Florence Bossard a ensuite pris la parole pour annoncer – sans la dévoiler – une grande campagne de communication prévue pour 2024, grâce à laquelle la filière entend « cibler les futurs consommateurs » et « capitaliser sur la diversité des vins de Bordeaux ». Elle sera révélée au premier semestre 2024 : présentée d’abord à la filière lors du Forum technique du 18 janvier, puis aux professionnels du vin dans le cadre de Wine Paris & Vinexpo Paris (12 au 14 février), elle sera également révélée au grand public via un affichage dans les rues de Paris et une activation sur les réseaux sociaux, puis grâce à la Tournée des vins de Bordeaux des 14, 15 et 16 mars. L’ambition affichée est de passer, grâce à l’impact de cette prise de parole collective, du « Bordeaux bashing » au « Bordeaux loving ».
Une ambition saluée par le préfet de Gironde et de Nouvelle-Aquitaine Étienne Guyot, qui a clos la séance par un discours dans lequel il a souligné « son attachement à la filière ». « Il faut veiller à ne laisser personne au bord du chemin dans des situations qui peuvent être très compliquées », a-t-il martelé, invitant les personnes en difficulté « à se faire connaître » pour bénéficier des possibilités d’accompagnement proposées par les services de l’État.

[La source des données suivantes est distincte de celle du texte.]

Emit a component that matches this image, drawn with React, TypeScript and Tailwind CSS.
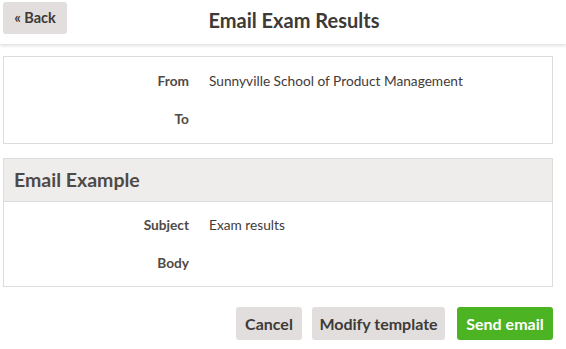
import React from "react";

const font = { fontFamily: "Lato, 'Liberation Sans', sans-serif" };

function Row({ label, value }: { label: string; value?: string }) {
  return (
    <div className="flex items-center h-[38px] text-[13.7px]">
      <div className="w-[185px] text-right font-bold text-[#4f4a47]">{label}</div>
      <div className="ml-[20px] text-[#3f3b39]">{value}</div>
    </div>
  );
}

export default function App() {
  return (
    <div className="w-[566px] h-[349px] bg-white relative overflow-hidden" style={font}>
      <div className="h-[44px] flex items-center relative shadow-[0_2px_3px_rgba(0,0,0,0.12)] bg-white">
        <button className="ml-[3px] mt-[-8px] h-[32px] w-[64px] rounded-[3px] bg-[#e2dedd] text-[#3d3a38] font-bold text-[14.5px]">
          « Back
        </button>
        <div className="absolute left-0 right-0 top-[5px] text-center pl-[22px] text-[20px] font-bold text-[#3d3a38] pointer-events-none">
          Email Exam Results
        </div>
      </div>
      <div className="px-[3px] pr-[13px] pt-[12px]">
        <div className="border border-[#dcdcdc] py-[5px]">
          <Row label="From" value="Sunnyville School of Product Management" />
          <Row label="To" />
        </div>
        <div className="border border-[#dcdcdc] mt-[14px]">
          <div className="h-[43px] bg-[#efedeb] border-b border-[#dcdcdc] flex items-center px-[10px] text-[19.5px] font-bold text-[#4f4a47]">
            Email Example
          </div>
          <div className="py-[4px]">
            <Row label="Subject" value="Exam results" />
            <Row label="Body" />
          </div>
        </div>
        <div className="flex justify-end mt-[20px] text-[16px] font-bold">
          <button className="h-[33px] w-[66px] rounded-[3px] bg-[#e2dedd] text-[#3d3a38]">Cancel</button>
          <button className="h-[33px] w-[133px] ml-[10px] rounded-[3px] bg-[#e2dedd] text-[#3d3a38]">Modify template</button>
          <button className="h-[33px] w-[96px] ml-[12px] rounded-[3px] bg-[#4cb322] text-white">Send email</button>
        </div>
      </div>
    </div>
  );
}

Et de conclure sur une note optimiste : « J’ai la profonde conviction que les vins de Bordeaux ont un avenir. Nous n’avons pas cette tradition millénaire dans cette région pour nous arrêter là. Ça n’aurait pas de sens et surtout pas de justification. […] Cet avenir, nous allons le construire ensemble, professionnels, représentants de la filière, élus, services de l’État, partenaires. Et nous avons une obligation de résultat : on peut et on doit réussir ».